• _Objective_: Give every line back verbatim, dropping all images.

• _Stored data_:
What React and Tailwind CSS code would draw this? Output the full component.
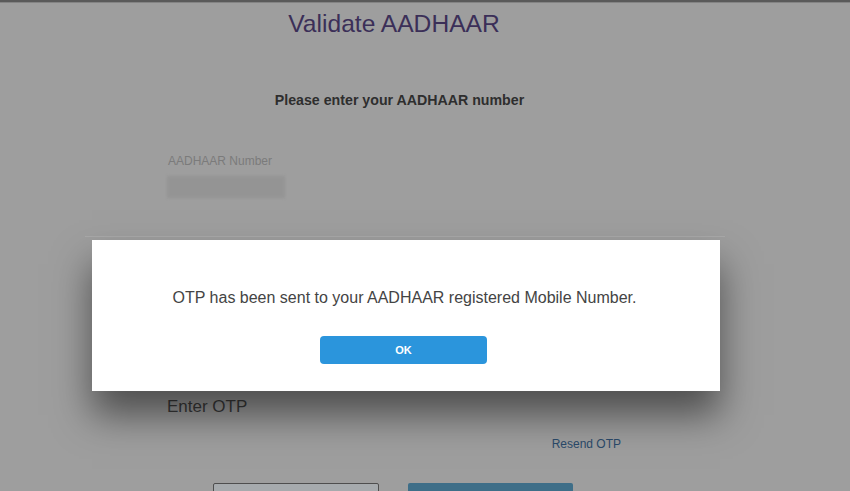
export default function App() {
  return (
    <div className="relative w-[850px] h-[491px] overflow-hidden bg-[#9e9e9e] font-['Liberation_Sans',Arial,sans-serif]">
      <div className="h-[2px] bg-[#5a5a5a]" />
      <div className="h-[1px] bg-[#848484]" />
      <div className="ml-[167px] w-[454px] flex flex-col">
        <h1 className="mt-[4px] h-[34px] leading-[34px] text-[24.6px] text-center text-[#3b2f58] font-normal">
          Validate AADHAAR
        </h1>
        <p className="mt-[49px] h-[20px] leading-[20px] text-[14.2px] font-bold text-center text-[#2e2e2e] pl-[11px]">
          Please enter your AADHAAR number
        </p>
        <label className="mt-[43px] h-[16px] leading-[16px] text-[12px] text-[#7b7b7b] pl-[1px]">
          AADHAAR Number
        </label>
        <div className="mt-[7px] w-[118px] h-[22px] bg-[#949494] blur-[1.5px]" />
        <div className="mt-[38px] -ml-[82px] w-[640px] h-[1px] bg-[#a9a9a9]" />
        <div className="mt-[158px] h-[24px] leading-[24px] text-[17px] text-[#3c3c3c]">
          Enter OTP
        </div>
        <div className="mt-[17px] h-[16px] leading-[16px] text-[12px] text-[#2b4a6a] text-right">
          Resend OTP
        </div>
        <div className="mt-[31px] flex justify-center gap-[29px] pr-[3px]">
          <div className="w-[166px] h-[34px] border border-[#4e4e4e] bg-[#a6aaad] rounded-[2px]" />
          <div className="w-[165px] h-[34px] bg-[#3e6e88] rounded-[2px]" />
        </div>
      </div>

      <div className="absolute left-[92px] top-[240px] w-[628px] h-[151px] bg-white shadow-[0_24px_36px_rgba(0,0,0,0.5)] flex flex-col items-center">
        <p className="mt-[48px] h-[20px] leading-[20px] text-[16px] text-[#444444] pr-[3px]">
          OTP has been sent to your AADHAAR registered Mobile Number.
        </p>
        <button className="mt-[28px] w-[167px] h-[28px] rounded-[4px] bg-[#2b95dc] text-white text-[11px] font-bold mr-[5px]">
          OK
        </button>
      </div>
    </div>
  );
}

• _Result of this exercise_:
What React and Tailwind CSS code would draw this? Output the full component.
export default function App() {
  return (
    <div className="relative w-[850px] h-[491px] overflow-hidden bg-[#9e9e9e] font-['Liberation_Sans',Arial,sans-serif]">
      <div className="h-[2px] bg-[#5a5a5a]" />
      <div className="h-[1px] bg-[#848484]" />
      <div className="ml-[167px] w-[454px] flex flex-col">
        <h1 className="mt-[4px] h-[34px] leading-[34px] text-[24.6px] text-center text-[#3b2f58] font-normal">
          Validate AADHAAR
        </h1>
        <p className="mt-[49px] h-[20px] leading-[20px] text-[14.2px] font-bold text-center text-[#2e2e2e] pl-[11px]">
          Please enter your AADHAAR number
        </p>
        <label className="mt-[43px] h-[16px] leading-[16px] text-[12px] text-[#7b7b7b] pl-[1px]">
          AADHAAR Number
        </label>
        <div className="mt-[7px] w-[118px] h-[22px] bg-[#949494] blur-[1.5px]" />
        <div className="mt-[38px] -ml-[82px] w-[640px] h-[1px] bg-[#a9a9a9]" />
        <div className="mt-[158px] h-[24px] leading-[24px] text-[17px] text-[#3c3c3c]">
          Enter OTP
        </div>
        <div className="mt-[17px] h-[16px] leading-[16px] text-[12px] text-[#2b4a6a] text-right">
          Resend OTP
        </div>
        <div className="mt-[31px] flex justify-center gap-[29px] pr-[3px]">
          <div className="w-[166px] h-[34px] border border-[#4e4e4e] bg-[#a6aaad] rounded-[2px]" />
          <div className="w-[165px] h-[34px] bg-[#3e6e88] rounded-[2px]" />
        </div>
      </div>

      <div className="absolute left-[92px] top-[240px] w-[628px] h-[151px] bg-white shadow-[0_24px_36px_rgba(0,0,0,0.5)] flex flex-col items-center">
        <p className="mt-[48px] h-[20px] leading-[20px] text-[16px] text-[#444444] pr-[3px]">
          OTP has been sent to your AADHAAR registered Mobile Number.
        </p>
        <button className="mt-[28px] w-[167px] h-[28px] rounded-[4px] bg-[#2b95dc] text-white text-[11px] font-bold mr-[5px]">
          OK
        </button>
      </div>
    </div>
  );
}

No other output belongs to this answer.